Shasta's world has been turned upside down. That and considering her abusive past I can understand her behavior. Since her placement with you is only temporary until your dad recovers hopefully, I wouldn't even consider euthanizing her. Your dad needs her and she needs your dad just as much. Abused dogs have lots of baggage. Unless someone really works with them, that baggage can cause lots of behavior problems for them. The first thing you need to determine is if this behavior is guarding, dominance, fear, or a response to pain, so a vet visit is needed to figure out how much her hip dysplasia is affecting her. Watch her body language to help you figure out what causes changes in her body language such as stiffening, bristling, growling, or baring of teeth. There should be a pattern, you just have to observe and find it. Once you rule out pain, you'll know what you have to work on. It is important to try to identify the type of aggression present. Fear aggression is treated differently than dominance aggression. Dominance aggression usually occurs when you try to move a dog away from a favorite spot ar take away a favorite toy. It happens suddenly and often w/o warning. For this type of aggression they usually suggest that the dog be made to work for all positive things, such as feeding, petting, going outside, etc. For example, make the dog sit before giving its food, before going on walks, etc.It's very important that this be a consistent part of training as it makes the dog depend on the owner/caretaker and reinforces the owner's dominant status w/o physical confrontation. If necessary, you can muzzle the dog during training until it becomes reliable about responding to commands. This isn't easy to do in a family situation, because ALL family members have to consistently follow protocol. If they don't it is doubtful that the aggression can be controlled.

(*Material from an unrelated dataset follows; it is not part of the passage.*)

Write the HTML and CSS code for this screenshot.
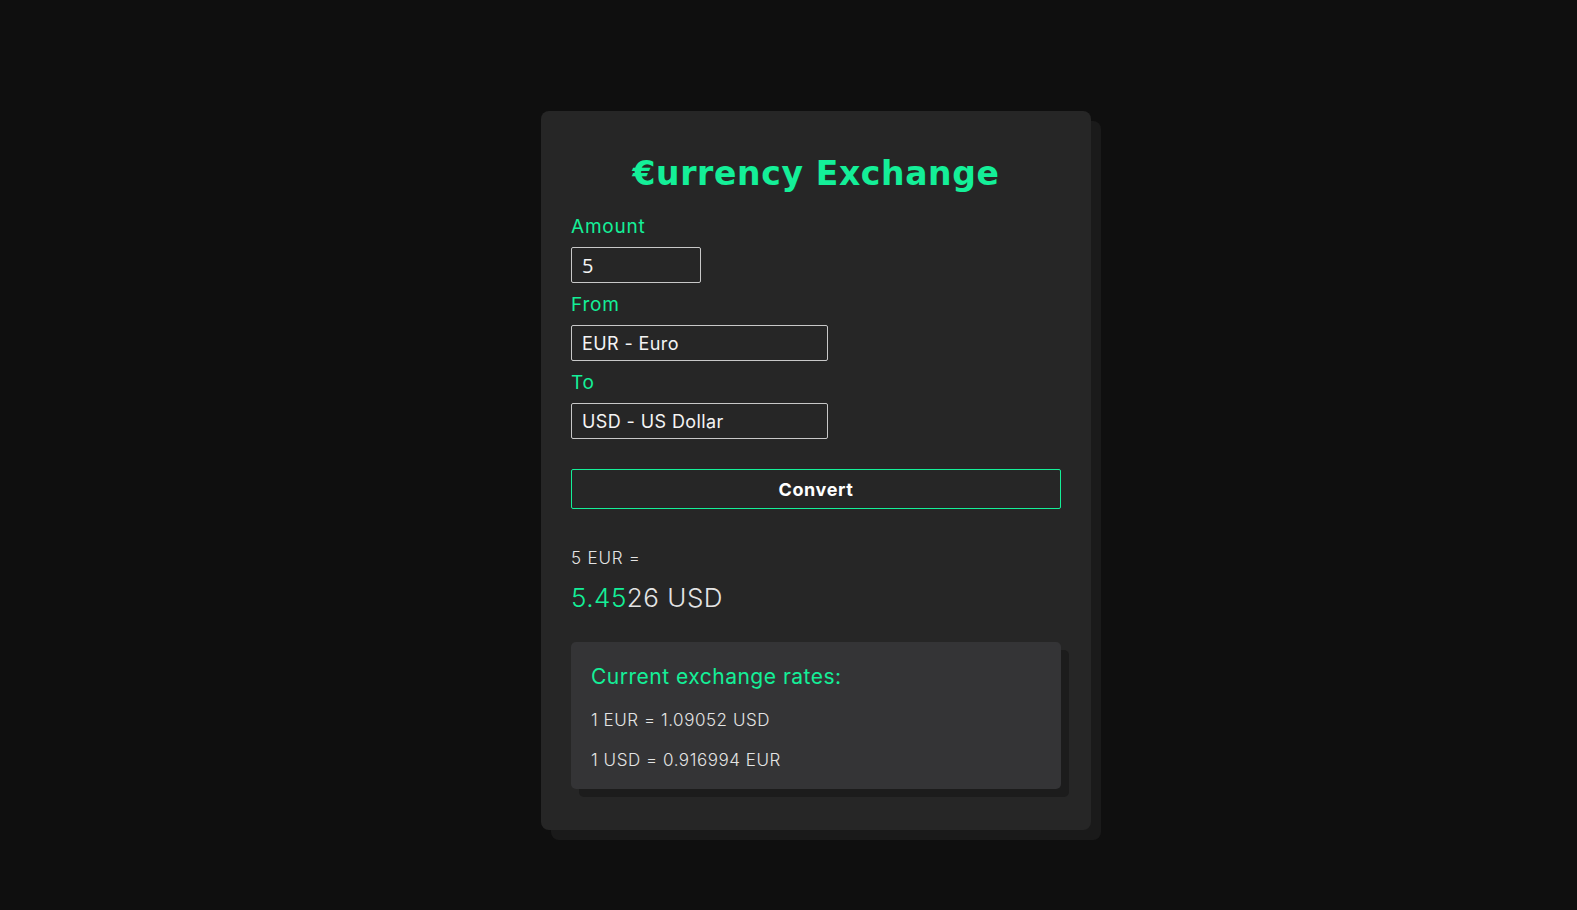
FILE: index.html
```html
<!DOCTYPE html>
<html lang="en">
<head>
<meta charset="utf-8">
<title>Currency Exchange</title>
<link rel="stylesheet" href="styles.css">
</head>
<body>
<main class="card">
  <h1 class="title">€urrency Exchange</h1>
  <form class="form">
    <label class="label" for="amount">Amount</label>
    <input class="input amount" id="amount" type="text" value="5">
    <label class="label" for="from">From</label>
    <select class="input select" id="from"><option>EUR - Euro</option></select>
    <label class="label" for="to">To</label>
    <select class="input select" id="to"><option>USD - US Dollar</option></select>
    <button class="btn" type="button">Convert</button>
  </form>
  <section class="result">
    <p class="result-from">5 EUR =</p>
    <p class="result-to"><span class="hl">5.45</span>26 USD</p>
  </section>
  <section class="rates">
    <h2 class="rates-title">Current exchange rates:</h2>
    <p class="rate">1 EUR = 1.09052 USD</p>
    <p class="rate">1 USD = 0.916994 EUR</p>
  </section>
</main>
</body>
</html>
```
FILE: styles.css
```css
* { box-sizing: border-box; }
html, body { margin: 0; padding: 0; }
body {
  background: #0f0f0f;
  font-family: Inter, "Noto Sans", sans-serif;
  color: #e4e4e4;
  display: flex;
  justify-content: center;
  padding-top: 111px;
  min-height: 910px;
}
.card {
  width: 550px;
  height: 719px;
  margin-left: 55px;
  background: #262626;
  border-radius: 8px;
  box-shadow: 10px 10px 0 #1a1a1a;
  padding: 43px 30px 30px;
}
.title {
  margin: 0 0 19px;
  text-align: center;
  font-family: "DejaVu Sans", Inter, sans-serif;
  font-size: 33px;
  line-height: 40px;
  font-weight: 700;
  color: #14ef98;
  letter-spacing: 0.65px;
}
.form { display: flex; flex-direction: column; align-items: flex-start; }
.label {
  color: #14ef98;
  font-size: 19px;
  line-height: 23px;
  font-weight: 400;
  letter-spacing: 0.8px;
  padding-top: 2px;
  margin-bottom: 9px;
}
.input {
  height: 36px;
  background: transparent;
  border: 1px solid #c8c8c8;
  border-radius: 2px;
  color: #f4f4f4;
  padding: 0 10px;
  margin-bottom: 8px;
  outline: none;
}
.amount { width: 130px; font-family: "Open Sans", sans-serif; font-size: 20px; }
.select {
  width: 257px;
  font-family: Inter, "Noto Sans", sans-serif;
  font-size: 18px;
  letter-spacing: 0.4px;
  appearance: none;
  -webkit-appearance: none;
}
.btn {
  margin-top: 22px;
  width: 490px;
  height: 40px;
  background: transparent;
  border: 1px solid #14ef98;
  border-radius: 2px;
  color: #fff;
  font-family: Inter, "Noto Sans", sans-serif;
  font-weight: 700;
  font-size: 18px;
  letter-spacing: 0.6px;
}
.result { margin-top: 38px; }
.result-from { margin: 0; font-size: 17px; line-height: 22px; font-weight: 300; letter-spacing: 0.8px; }
.result-to { margin: 13px 0 0; font-size: 26px; line-height: 32px; font-weight: 300; letter-spacing: 0.5px; }
.hl { color: #14ef98; }
.rates {
  margin-top: 28px;
  background: #343436;
  border-radius: 5px;
  box-shadow: 8px 8px 0 #1c1c1c;
  padding: 21px 20px 16px;
  height: 147px;
}
.rates-title {
  margin: 0 0 18px;
  color: #14ef98;
  font-size: 21px;
  line-height: 28px;
  font-weight: 400;
  letter-spacing: 0.5px;
}
.rate { margin: 0 0 18px; font-size: 17px; line-height: 22px; font-weight: 300; letter-spacing: 0.55px; }
.rate:last-child { margin-bottom: 0; }
```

My biggest piece of advice is that if you don't have experience working with potentially aggressive dogs, it's best to leave it to the experts and take her to a trainer who specializes in aggression. Her life and others' safety depend on proper handling of the situation so it's not a good idea to try to handle it yourself. You might want to start her on some sort of glucosamine supplement along with a fish oil (Omega 3) supplement to hopefully alleviate some of that pain. Losing weight will also help with the pain so keep working on that as well.